WDX plugin pdfOCR - Show details of PDF files

slavne · Post by *slavne » 2014-12-10, 20:38 UTC

WDX plugin pdfOCR is intended to show the number of pages in a pdf file that need OCR processing. With the help of pdfOCR plugin, you can immediately spot which pdf files are unavailable for text search, either by you or by some indexing system. That is the purpose of needOCR column.

Next you have the Password column as well that will present "YES" if some of your pdf files are protected with password. Also your pdf can have some of rights restricted. In both cases the column Password will state "yes". That is good for people to know if some pdf files needs to be relieved from password before put to normal use. Also it is good to know if file is protected before you try to open pdf for OCR processing.

Finally the column Pages shows the total number of pages so you can compare the "needOCR" pages with total number and decide if it is worth of OCR processing.
Download: http://www.totalcmd.net/plugring/pdfOCR.html

meepzorp · Post by *meepzorp » 2014-12-20, 04:13 UTC

love it. Thanks!

slavne · Post by *slavne » 2014-12-20, 10:21 UTC

meepzorp wrote:love it. Thanks!

You are welcome especially as the first user to say thanks

milo1012 · Post by *milo1012 » 2014-12-20, 15:27 UTC

Well, also thx from me!

But to get things clear:
It just counts pages that don't have text in them?
So even shortest snippets, like one letter/word in a page, makes them count as non-OCR?

I just think it would have been better to call such fields sth. like "non-Picture" or "text-contained pages",
because not every page that doesn't contain text is supposed to need OCR (This page [is] intentionally left blank ...)

2nd question: what pdf engine is used? Seems like CPDF Command Line Tools to me (krk.exe), am I right?
Any chance to link it statically (cause the source is available)?

I also suggest to call your analyzing procedure in background (return ft_delayed), because it gets really slow when I use custom columns.

slavne · Post by *slavne » 2014-12-20, 19:02 UTC

milo1012 wrote:Well, also thx from me! But to get things clear:
It just counts pages that don't have text in them?
So even shortest snippets, like one letter/word in a page, makes them count as non-OCR?

Thank you, thank you, thank you!

The program counts the number of pages with no font detected. So it would be maybe better called "no-font pages". I chose the name of columns towards users who usually don't care much what's behind the scene but more what functionality they get - that is to say if one needs to do OCR processing. Anyway, user can easily name any column as he prefers.

I have no secrets in front of you: yea I use cpdf temporarily for this beta version to fulfill my need of preparation of a large pdf library that I collected for years (more decades...) and I was a bit surprised how it was put to good use in my case. It is done now and I am glad.

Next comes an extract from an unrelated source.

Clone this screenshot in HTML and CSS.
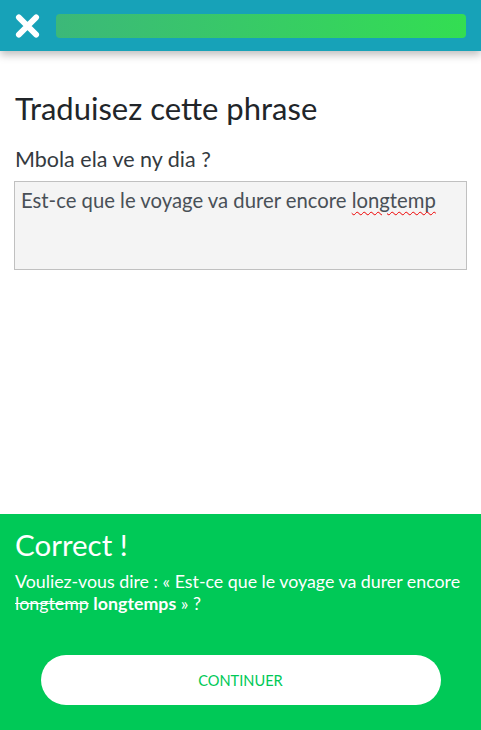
FILE: index.html
```html
<!DOCTYPE html>
<html lang="fr">
<head>
<meta charset="utf-8">
<link rel="stylesheet" href="styles.css">
</head>
<body>
<div class="app">
  <header class="topbar">
    <button class="close" aria-label="Fermer">
      <svg width="26" height="26" viewBox="0 0 26 26"><path d="M4 4 L22 22 M22 4 L4 22" stroke="#fff" stroke-width="6" stroke-linecap="round"/></svg>
    </button>
    <div class="progress"></div>
  </header>
  <main class="content">
    <h1 class="title">Traduisez cette phrase</h1>
    <p class="prompt">Mbola ela ve ny dia ?</p>
    <div class="answer">Est-ce que le voyage va durer encore <span class="typo">longtemp</span></div>
  </main>
  <footer class="result">
    <h2 class="result-title">Correct !</h2>
    <p class="result-text">Vouliez-vous dire : « Est-ce que le voyage va durer encore <s>longtemp</s> <b>longtemps</b> » ?</p>
    <div class="actions"><button class="continue">CONTINUER</button></div>
  </footer>
</div>
</body>
</html>
```
FILE: styles.css
```css
* { box-sizing: border-box; }
html, body { margin: 0; padding: 0; }
body { font-family: Lato, "Noto Sans", sans-serif; background: #fff; }
.app { display: flex; flex-direction: column; height: 730px; }
.topbar {
  height: 51px; background: #17a2b8; display: flex; align-items: center;
  padding: 0 15px 0 15px; gap: 16px;
  box-shadow: 0 4px 8px rgba(0,0,0,0.25); position: relative; z-index: 1;
}
.close { background: none; border: 0; padding: 0; width: 25px; height: 25px; display: flex; align-items: center; justify-content: center; }
.progress {
  flex: 1; height: 24px; border-radius: 4px;
  background: linear-gradient(90deg, #3cb879, #33de52);
}
.content { flex: 1; padding: 38px 14px 0 14px; }
.title { margin: 0 0 0 1px; font-weight: 400; font-size: 31px; line-height: 38px; color: #212529; }
.prompt { margin: 20px 0 0 1px; font-size: 21.5px; line-height: 24px; color: #343a40; }
.answer {
  margin-top: 10px; height: 89px; background: #f4f4f4; border: 1px solid #c0c0c0;
  padding: 5px 6px; font-size: 20.3px; line-height: 26px; color: #495057;
}
.typo { text-decoration: underline wavy #e00; text-decoration-thickness: 1px; text-underline-offset: 3px; }
.result { height: 216px; background: #00c957; color: #fff; padding: 14px 15px 0 15px; display: flex; flex-direction: column; }
.result-title { margin: 0; font-weight: 400; font-size: 29.5px; line-height: 34px; }
.result-text { margin: 8px 0 0 0; font-size: 17.8px; line-height: 22px; }
.result-text b { font-weight: 700; }
.actions { display: flex; justify-content: center; margin-top: auto; padding-bottom: 25px; }
.continue {
  width: 400px; height: 50px; border-radius: 25px; background: #fff; border: 0;
  color: #00c957; font-family: inherit; font-size: 14.6px; letter-spacing: 0;
}
```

milo1012 wrote:Any chance to link it statically (cause the source is available)?

Good idea.

milo1012 wrote:I also suggest to call your analyzing procedure in background (return ft_delayed), because it gets really slow when I use custom columns.

To be honest this is my very first plugin ever, and first C++ program after maybe 15 years; I still have to figure out not only the C++ but more how to work with that TC plugin thing . By the way the plugin can be accelerated considerably even without any of previous, but I have to find some time to make the next version. People have been downloading this plugin about 30 per day and yet previous reactions are the first to come. We shall see how many will be in the future.

Thanks for the suggestions, they are awesome!

xkxtnt · Post by *xkxtnt » 2017-06-05, 19:31 UTC

Unfortunately it is extremely slow, and caused TC to be unresponsive.

slavne · Post by *slavne » 2017-06-26, 12:47 UTC

xkxtnt wrote:Unfortunately it is extremely slow, and caused TC to be unresponsive.

Really sorry for that, I know the problem. The plugin needs to be improved but I have no time for that. I recommend somebody does the effort of making the good improved plugin for similar purpose.

mgroen · Post by *mgroen » 2021-03-13, 16:49 UTC

slavne wrote: ↑2014-12-10, 20:38 UTC WDX plugin pdfOCR is intended to show the number of pages in a pdf file that need OCR processing. With the help of pdfOCR plugin, you can immediately spot which pdf files are unavailable for text search, either by you or by some indexing system. That is the purpose of needOCR column.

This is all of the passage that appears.